§ **What is asked**:
Collect every line in the records below that contains the word "this".

§ **Source records**:
****
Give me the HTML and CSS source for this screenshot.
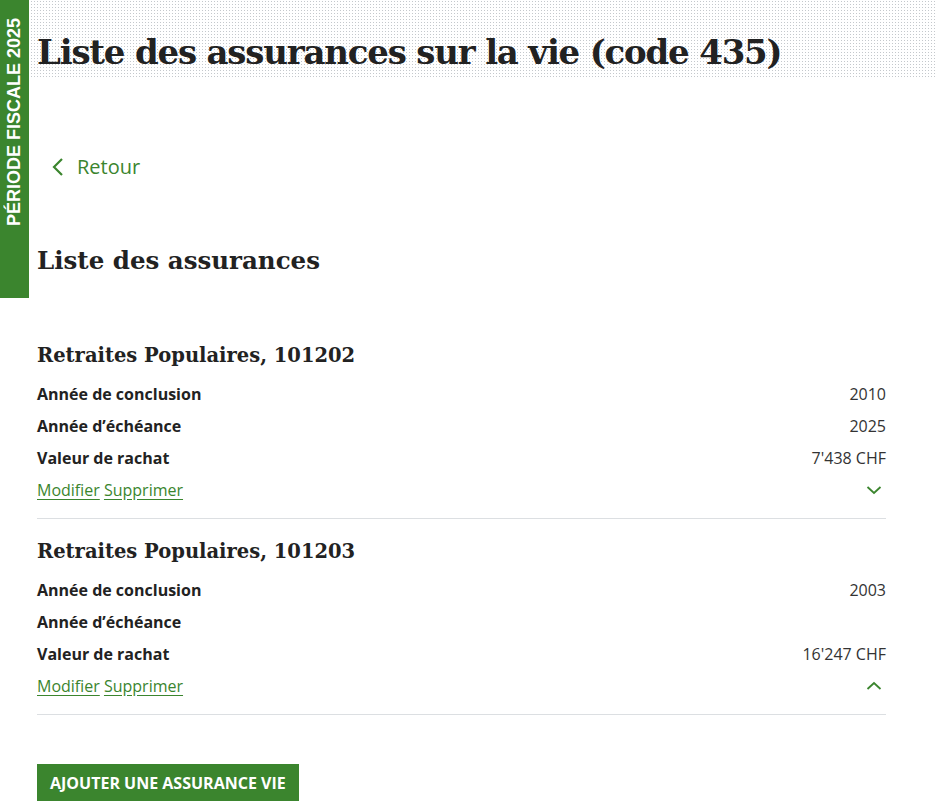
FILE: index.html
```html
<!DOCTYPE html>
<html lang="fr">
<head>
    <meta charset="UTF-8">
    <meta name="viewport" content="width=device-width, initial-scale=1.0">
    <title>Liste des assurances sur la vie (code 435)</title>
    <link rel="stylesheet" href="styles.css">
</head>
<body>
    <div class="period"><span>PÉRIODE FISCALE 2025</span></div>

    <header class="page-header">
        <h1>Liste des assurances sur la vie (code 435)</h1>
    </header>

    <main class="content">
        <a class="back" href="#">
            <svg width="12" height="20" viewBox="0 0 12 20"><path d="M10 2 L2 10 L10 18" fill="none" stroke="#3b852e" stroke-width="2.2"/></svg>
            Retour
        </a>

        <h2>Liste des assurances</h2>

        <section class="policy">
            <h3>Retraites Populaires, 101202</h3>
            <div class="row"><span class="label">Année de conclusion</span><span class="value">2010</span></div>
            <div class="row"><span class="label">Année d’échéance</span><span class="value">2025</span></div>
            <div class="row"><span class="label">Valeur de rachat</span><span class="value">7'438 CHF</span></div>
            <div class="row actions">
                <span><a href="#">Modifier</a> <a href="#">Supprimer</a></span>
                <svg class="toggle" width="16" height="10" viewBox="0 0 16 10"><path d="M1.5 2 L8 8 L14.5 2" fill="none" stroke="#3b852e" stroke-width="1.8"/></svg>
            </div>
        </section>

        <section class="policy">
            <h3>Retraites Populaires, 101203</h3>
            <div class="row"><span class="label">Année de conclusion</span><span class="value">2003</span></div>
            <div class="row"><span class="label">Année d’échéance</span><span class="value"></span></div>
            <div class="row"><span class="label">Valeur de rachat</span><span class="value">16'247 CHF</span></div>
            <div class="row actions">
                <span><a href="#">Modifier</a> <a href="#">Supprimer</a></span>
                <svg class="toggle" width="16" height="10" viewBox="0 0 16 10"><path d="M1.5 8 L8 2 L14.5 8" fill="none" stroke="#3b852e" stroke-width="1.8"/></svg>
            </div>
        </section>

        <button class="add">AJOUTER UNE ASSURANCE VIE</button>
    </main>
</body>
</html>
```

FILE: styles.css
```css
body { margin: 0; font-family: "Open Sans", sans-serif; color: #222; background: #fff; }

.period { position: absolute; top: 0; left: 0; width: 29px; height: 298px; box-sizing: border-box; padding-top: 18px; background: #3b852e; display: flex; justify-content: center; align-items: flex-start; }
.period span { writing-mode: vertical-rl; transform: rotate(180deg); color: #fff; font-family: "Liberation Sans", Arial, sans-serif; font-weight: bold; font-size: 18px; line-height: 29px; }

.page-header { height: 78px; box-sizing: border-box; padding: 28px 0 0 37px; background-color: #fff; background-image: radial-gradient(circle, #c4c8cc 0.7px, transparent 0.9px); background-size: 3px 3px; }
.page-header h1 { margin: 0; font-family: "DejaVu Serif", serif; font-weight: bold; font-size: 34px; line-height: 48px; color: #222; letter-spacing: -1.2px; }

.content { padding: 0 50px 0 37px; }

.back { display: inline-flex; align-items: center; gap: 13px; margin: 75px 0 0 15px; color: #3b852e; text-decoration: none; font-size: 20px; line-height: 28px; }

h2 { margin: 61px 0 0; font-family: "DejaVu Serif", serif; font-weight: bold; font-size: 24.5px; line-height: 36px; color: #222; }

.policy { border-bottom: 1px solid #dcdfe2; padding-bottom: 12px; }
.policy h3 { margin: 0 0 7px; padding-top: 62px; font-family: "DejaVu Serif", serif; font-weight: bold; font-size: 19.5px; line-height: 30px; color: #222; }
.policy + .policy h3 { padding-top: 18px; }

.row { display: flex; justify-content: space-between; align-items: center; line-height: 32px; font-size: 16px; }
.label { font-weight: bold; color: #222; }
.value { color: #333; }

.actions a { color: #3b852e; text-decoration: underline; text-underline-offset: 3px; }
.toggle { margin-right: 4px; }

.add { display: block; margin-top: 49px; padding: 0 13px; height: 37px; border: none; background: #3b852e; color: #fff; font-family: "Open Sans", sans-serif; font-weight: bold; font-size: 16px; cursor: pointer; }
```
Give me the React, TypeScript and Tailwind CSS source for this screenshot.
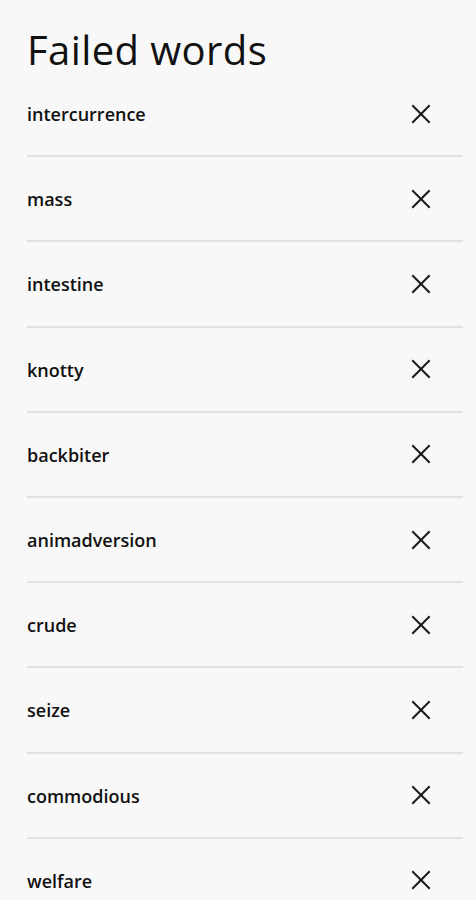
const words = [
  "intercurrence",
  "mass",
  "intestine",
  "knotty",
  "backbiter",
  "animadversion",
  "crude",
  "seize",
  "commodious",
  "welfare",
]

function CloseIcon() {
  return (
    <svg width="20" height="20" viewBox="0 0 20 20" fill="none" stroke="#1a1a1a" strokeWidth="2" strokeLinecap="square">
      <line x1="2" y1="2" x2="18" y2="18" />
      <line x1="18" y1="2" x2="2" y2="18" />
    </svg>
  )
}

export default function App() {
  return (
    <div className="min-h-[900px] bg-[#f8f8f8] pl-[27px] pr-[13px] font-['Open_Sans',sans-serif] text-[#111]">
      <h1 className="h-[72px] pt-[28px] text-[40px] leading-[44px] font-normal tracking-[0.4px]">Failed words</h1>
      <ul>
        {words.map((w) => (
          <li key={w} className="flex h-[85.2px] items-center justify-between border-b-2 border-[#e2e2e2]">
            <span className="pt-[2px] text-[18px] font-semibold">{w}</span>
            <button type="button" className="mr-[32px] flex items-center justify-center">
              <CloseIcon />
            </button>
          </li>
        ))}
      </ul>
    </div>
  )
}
****
§ **The result**:
Give me the HTML and CSS source for this screenshot.
Give me the React, TypeScript and Tailwind CSS source for this screenshot.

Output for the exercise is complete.